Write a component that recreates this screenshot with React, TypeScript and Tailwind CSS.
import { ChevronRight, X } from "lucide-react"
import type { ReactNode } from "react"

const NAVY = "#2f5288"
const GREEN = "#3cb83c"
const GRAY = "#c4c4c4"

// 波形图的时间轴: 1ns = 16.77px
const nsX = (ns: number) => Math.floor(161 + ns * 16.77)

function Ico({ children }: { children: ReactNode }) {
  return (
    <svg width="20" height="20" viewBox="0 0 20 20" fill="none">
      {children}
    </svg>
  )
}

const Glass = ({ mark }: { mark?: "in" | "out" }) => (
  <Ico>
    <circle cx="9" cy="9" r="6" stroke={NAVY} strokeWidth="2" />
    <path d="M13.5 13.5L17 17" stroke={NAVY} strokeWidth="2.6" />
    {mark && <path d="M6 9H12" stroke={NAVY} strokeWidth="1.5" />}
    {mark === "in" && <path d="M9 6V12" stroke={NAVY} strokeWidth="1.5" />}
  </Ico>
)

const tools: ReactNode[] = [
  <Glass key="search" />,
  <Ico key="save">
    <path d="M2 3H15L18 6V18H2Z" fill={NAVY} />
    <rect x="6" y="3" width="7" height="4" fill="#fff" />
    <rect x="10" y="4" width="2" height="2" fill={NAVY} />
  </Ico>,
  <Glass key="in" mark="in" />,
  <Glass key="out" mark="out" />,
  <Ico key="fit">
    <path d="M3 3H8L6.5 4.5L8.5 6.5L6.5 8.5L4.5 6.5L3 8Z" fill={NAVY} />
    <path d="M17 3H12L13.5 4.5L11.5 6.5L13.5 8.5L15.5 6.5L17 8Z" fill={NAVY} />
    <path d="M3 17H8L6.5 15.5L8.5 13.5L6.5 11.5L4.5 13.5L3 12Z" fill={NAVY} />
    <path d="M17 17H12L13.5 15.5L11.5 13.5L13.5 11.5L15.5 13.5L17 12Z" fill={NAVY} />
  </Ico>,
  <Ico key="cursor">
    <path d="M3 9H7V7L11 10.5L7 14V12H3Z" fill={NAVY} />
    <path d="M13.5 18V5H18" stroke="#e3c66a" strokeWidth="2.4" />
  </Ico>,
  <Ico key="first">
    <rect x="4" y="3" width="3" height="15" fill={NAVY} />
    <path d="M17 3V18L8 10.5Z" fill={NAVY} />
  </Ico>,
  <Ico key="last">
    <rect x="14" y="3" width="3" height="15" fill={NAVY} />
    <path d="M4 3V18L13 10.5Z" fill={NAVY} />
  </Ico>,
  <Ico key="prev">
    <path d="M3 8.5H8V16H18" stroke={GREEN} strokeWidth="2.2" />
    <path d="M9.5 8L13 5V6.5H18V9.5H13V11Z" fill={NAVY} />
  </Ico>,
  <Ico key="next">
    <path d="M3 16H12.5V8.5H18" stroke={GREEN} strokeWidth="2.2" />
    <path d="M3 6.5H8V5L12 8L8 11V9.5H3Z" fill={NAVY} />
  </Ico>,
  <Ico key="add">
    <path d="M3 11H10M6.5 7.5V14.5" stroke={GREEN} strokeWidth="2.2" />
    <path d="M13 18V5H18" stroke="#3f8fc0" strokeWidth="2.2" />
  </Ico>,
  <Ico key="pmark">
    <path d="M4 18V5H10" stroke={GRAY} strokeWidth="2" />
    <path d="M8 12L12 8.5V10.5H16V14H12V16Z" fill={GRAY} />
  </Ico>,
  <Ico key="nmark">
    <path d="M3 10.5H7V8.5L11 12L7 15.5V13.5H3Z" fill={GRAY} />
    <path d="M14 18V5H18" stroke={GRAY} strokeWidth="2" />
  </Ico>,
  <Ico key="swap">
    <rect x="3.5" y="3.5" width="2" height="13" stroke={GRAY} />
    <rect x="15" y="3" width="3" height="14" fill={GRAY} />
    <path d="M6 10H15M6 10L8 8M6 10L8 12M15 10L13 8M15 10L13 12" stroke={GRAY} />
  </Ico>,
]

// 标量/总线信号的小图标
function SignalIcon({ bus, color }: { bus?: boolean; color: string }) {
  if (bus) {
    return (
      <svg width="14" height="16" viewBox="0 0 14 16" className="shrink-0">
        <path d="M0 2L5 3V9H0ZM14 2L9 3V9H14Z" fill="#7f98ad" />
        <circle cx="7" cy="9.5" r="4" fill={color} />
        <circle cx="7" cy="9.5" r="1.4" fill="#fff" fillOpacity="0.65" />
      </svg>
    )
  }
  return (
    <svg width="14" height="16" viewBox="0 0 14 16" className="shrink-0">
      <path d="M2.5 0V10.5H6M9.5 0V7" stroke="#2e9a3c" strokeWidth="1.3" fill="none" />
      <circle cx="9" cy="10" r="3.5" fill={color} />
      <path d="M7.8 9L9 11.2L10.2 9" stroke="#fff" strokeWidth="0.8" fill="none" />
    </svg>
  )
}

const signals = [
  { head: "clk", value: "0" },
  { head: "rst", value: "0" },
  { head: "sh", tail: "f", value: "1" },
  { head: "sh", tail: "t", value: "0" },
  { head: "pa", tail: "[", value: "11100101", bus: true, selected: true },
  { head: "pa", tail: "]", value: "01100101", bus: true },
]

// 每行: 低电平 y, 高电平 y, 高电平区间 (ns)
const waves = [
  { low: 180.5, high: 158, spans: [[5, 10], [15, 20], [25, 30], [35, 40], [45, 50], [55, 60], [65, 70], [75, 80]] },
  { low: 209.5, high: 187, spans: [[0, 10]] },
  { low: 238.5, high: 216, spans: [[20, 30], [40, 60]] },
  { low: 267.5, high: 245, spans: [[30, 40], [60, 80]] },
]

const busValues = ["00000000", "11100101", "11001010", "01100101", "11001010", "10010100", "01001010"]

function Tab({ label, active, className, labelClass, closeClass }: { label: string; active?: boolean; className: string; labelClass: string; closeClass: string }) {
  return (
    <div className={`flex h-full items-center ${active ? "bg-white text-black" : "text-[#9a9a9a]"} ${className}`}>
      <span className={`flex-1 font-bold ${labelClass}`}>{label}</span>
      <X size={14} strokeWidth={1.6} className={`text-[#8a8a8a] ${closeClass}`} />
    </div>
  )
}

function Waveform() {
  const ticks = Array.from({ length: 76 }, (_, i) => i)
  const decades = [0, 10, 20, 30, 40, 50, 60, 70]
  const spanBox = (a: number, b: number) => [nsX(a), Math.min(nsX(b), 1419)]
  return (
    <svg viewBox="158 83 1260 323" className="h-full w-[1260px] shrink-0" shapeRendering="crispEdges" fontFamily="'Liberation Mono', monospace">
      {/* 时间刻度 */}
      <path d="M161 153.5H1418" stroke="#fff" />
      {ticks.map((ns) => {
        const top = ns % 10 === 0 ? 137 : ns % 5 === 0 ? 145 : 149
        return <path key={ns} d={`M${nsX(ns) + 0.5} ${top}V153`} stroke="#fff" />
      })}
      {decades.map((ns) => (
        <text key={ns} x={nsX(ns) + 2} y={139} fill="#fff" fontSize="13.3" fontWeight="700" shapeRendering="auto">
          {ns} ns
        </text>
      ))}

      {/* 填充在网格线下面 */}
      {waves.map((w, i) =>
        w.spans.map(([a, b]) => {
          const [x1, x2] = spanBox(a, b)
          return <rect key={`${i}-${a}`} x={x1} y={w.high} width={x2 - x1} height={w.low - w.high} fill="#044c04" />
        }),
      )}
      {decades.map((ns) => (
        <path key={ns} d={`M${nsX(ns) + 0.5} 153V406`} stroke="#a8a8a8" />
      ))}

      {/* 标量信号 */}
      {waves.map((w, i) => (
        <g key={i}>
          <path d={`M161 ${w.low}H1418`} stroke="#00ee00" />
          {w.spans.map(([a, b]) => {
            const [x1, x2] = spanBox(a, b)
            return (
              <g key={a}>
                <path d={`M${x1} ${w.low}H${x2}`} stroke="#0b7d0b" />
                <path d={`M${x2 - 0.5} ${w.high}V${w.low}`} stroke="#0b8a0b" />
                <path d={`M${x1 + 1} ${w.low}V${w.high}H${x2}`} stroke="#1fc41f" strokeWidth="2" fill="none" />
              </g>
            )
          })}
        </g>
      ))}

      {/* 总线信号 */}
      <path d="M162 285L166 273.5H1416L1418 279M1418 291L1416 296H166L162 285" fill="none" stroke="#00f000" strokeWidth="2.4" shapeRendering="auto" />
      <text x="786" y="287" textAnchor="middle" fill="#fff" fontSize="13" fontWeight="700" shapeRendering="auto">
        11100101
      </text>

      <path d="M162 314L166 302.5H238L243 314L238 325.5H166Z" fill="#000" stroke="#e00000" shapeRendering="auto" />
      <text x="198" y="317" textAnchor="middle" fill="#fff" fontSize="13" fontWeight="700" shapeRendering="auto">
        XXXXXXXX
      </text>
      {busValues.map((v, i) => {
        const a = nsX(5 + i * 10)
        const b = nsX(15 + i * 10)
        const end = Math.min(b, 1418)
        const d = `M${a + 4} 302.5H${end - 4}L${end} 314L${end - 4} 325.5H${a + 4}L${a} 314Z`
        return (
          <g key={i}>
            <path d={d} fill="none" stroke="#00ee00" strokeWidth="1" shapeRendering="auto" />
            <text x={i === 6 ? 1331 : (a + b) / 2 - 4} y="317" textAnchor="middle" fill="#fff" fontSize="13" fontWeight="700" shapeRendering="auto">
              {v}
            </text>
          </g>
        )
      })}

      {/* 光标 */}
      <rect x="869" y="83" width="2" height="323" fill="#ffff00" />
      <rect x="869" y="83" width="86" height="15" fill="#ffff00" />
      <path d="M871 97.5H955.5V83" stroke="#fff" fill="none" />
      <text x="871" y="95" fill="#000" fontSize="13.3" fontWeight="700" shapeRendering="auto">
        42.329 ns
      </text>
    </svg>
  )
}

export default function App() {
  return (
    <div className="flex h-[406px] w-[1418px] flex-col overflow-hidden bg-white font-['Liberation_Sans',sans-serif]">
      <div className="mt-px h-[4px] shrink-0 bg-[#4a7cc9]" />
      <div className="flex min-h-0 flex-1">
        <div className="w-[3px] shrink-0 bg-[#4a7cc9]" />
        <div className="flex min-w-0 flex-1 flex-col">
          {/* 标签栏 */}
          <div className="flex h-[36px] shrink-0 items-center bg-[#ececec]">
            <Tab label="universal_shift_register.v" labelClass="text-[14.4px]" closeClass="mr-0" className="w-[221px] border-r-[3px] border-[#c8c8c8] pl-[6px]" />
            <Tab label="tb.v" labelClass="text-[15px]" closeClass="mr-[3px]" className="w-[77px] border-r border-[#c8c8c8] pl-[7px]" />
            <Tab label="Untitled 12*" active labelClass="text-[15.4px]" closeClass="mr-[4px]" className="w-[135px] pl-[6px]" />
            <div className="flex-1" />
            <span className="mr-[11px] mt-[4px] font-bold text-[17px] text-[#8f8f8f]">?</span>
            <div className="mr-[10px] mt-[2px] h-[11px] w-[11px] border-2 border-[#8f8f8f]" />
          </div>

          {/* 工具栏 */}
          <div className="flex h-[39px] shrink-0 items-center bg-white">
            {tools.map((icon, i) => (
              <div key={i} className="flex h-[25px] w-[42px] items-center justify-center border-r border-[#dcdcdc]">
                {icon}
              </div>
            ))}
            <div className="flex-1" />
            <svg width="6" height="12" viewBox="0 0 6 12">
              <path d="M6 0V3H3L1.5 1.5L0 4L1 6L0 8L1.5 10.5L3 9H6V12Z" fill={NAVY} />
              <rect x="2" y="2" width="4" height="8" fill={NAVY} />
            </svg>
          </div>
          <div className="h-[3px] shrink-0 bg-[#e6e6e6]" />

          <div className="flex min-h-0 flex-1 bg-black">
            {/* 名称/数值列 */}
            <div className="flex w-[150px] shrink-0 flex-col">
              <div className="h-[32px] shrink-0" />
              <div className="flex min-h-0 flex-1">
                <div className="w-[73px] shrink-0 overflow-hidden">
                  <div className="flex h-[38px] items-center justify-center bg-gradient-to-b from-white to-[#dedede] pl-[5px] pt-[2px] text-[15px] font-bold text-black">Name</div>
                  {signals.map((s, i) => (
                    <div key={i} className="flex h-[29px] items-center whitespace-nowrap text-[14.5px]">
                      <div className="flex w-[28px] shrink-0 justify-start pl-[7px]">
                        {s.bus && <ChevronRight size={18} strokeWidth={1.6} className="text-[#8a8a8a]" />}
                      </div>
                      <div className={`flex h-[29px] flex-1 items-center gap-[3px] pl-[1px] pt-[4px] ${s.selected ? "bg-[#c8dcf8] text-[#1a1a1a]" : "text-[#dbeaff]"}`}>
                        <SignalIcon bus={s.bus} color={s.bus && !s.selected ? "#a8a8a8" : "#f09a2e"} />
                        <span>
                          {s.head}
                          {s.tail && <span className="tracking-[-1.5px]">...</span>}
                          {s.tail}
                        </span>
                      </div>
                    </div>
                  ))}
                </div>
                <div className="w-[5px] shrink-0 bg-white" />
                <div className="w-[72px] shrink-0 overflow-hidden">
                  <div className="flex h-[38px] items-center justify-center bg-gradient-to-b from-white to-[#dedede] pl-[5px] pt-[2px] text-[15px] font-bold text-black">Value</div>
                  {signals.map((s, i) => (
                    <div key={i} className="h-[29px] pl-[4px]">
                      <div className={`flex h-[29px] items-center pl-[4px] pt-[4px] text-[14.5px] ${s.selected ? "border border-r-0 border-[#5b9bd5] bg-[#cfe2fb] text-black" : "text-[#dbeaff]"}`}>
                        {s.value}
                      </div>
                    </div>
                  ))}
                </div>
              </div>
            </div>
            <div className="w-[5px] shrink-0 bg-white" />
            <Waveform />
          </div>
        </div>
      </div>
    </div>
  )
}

*-*-*

Instructions for the task
Return nothing but the lines from the start of the listing above through the line containing "const nsX = (ns: number)", exactly as given.

The output
Write a component that recreates this screenshot with React, TypeScript and Tailwind CSS.
import { ChevronRight, X } from "lucide-react"
import type { ReactNode } from "react"

const NAVY = "#2f5288"
const GREEN = "#3cb83c"
const GRAY = "#c4c4c4"

// 波形图的时间轴: 1ns = 16.77px
const nsX = (ns: number) => Math.floor(161 + ns * 16.77)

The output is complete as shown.